3. Post-training Explainability Analysis: Q/K as Action Probabilities, Direct Readout of Action Dependencies

Because Q/K are action probability distributions, attention weights naturally reflect the semantic relationships between actions without requiring additional probes. The paper analyzes this in two directions: forward analysis examines the distribution of attention weights given a past action, revealing learned dependencies (e.g., "pick up → place" receives high weight); backward analysis modifies past actions to observe how predictions change, corresponding to counterfactual reasoning.
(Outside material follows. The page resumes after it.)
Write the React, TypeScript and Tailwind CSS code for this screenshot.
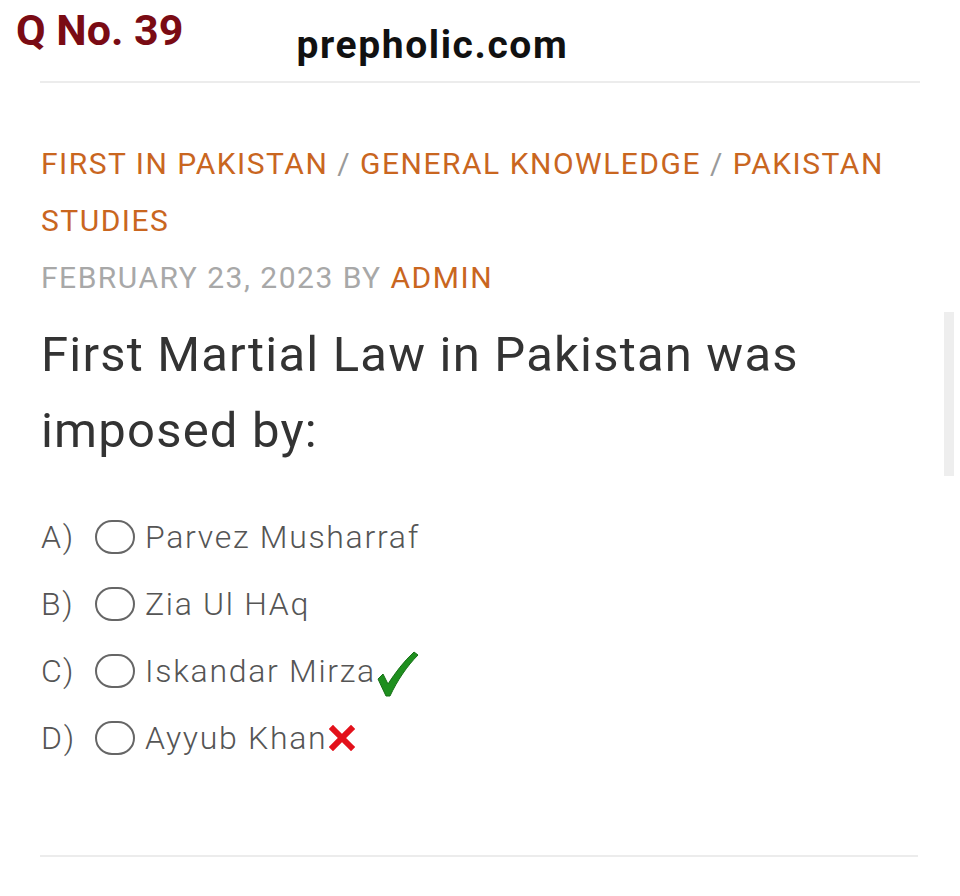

This is difficult to achieve with pixel-level attention, where weights only correspond to "frame similarity" and cannot be directly mapped to action semantics.

Loss & Training

Standard cross-entropy loss is used to predict future actions. A modular design is employed with a frozen backbone and trainable encoders. A FIFO queue maintains the temporal window S.

Key Experimental Results

Main Results

EPIC-Kitchens-100 (Action Anticipation):

Method Val Verb Val Noun Val Action Test-Val Gap
AVT High High Mid Large
MemViT High High Mid Large
AGA Competitive Competitive Competitive Smallest

Ablation Study

Configuration Performance Description
AGA (Full) Best Gen. Action-guided Q/K + Gating
Standard Self-Attention Overfitting Good Val but large Test drop
No Gating (History only) Decrease Lacks current frame information
No EMA (Direct last step) Slight drop EMA provides more stable long-term signals

Key Findings

  • The performance gap between validation and test sets for AGA is consistently smaller than baselines, indicating stronger generalization and less overfitting.
  • Performance remains robust across EPIC-Kitchens-55 and EGTEA Gaze+.
  • Post-training analysis reveals meaningful action dependencies (e.g., high attention weights for "pick up → place"), validating the semantic soundness of action guidance.
  • An EMA coefficient \(\alpha=0.8\) is optimal in most settings, showing low sensitivity to hyperparameters.

Highlights & Insights

  • Semantic-level Attention: Elevating attention from the pixel level to the action probability level is the key innovation. This abstraction focuses the model on "what was done" rather than "what it looked like," which is more suitable for anticipation.
  • Recycling Self-Predictions: Using the model's own predictions as input (EMA action distributions) combines the benefits of auto-regressive and non-auto-regressive approaches—capturing sequence dependencies without introducing inference latency.
  • Explainability as a Byproduct: Since Q/K are action probabilities, the attention matrix directly quantifies "how much action A influences the prediction of action B," representing a natural explainability first achieved by Transformers in video anticipation.

Limitations & Future Work

  • Only RGB video frames are used, without integrating multi-modal information (text, audio, optical flow).
  • The EMA of action predictions may be unstable at the start of a sequence (cold start problem).
  • The FIFO queue size S is a fixed hyperparameter; an adaptive window might be better.
  • Experiments are validated only on kitchen scenarios (EPIC-Kitchens).
  • vs AVT: AVT uses standard causal attention on visual tokens; AGA uses action predictions for Q/K, avoiding pixel-level overfitting.
  • vs MemViT: MemViT stores longer history via token compression; AGA implicitly encodes long-range dependencies via EMA, making it more lightweight.
  • vs AFFT: AFFT fuses multiple modalities but still uses standard attention; AGA achieves generalization gains by changing the attention design within a single modality.

Rating

  • Novelty: ⭐⭐⭐⭐ The design of using action probabilities for attention Q/K is novel and intuitive.
  • Experimental Thoroughness: ⭐⭐⭐⭐ Three datasets + ablation + explainability analysis.
  • Writing Quality: ⭐⭐⭐⭐ Method descriptions are clear, and the explainability analysis is insightful.
  • Value: ⭐⭐⭐⭐ Provides a new perspective for attention design in video action anticipation.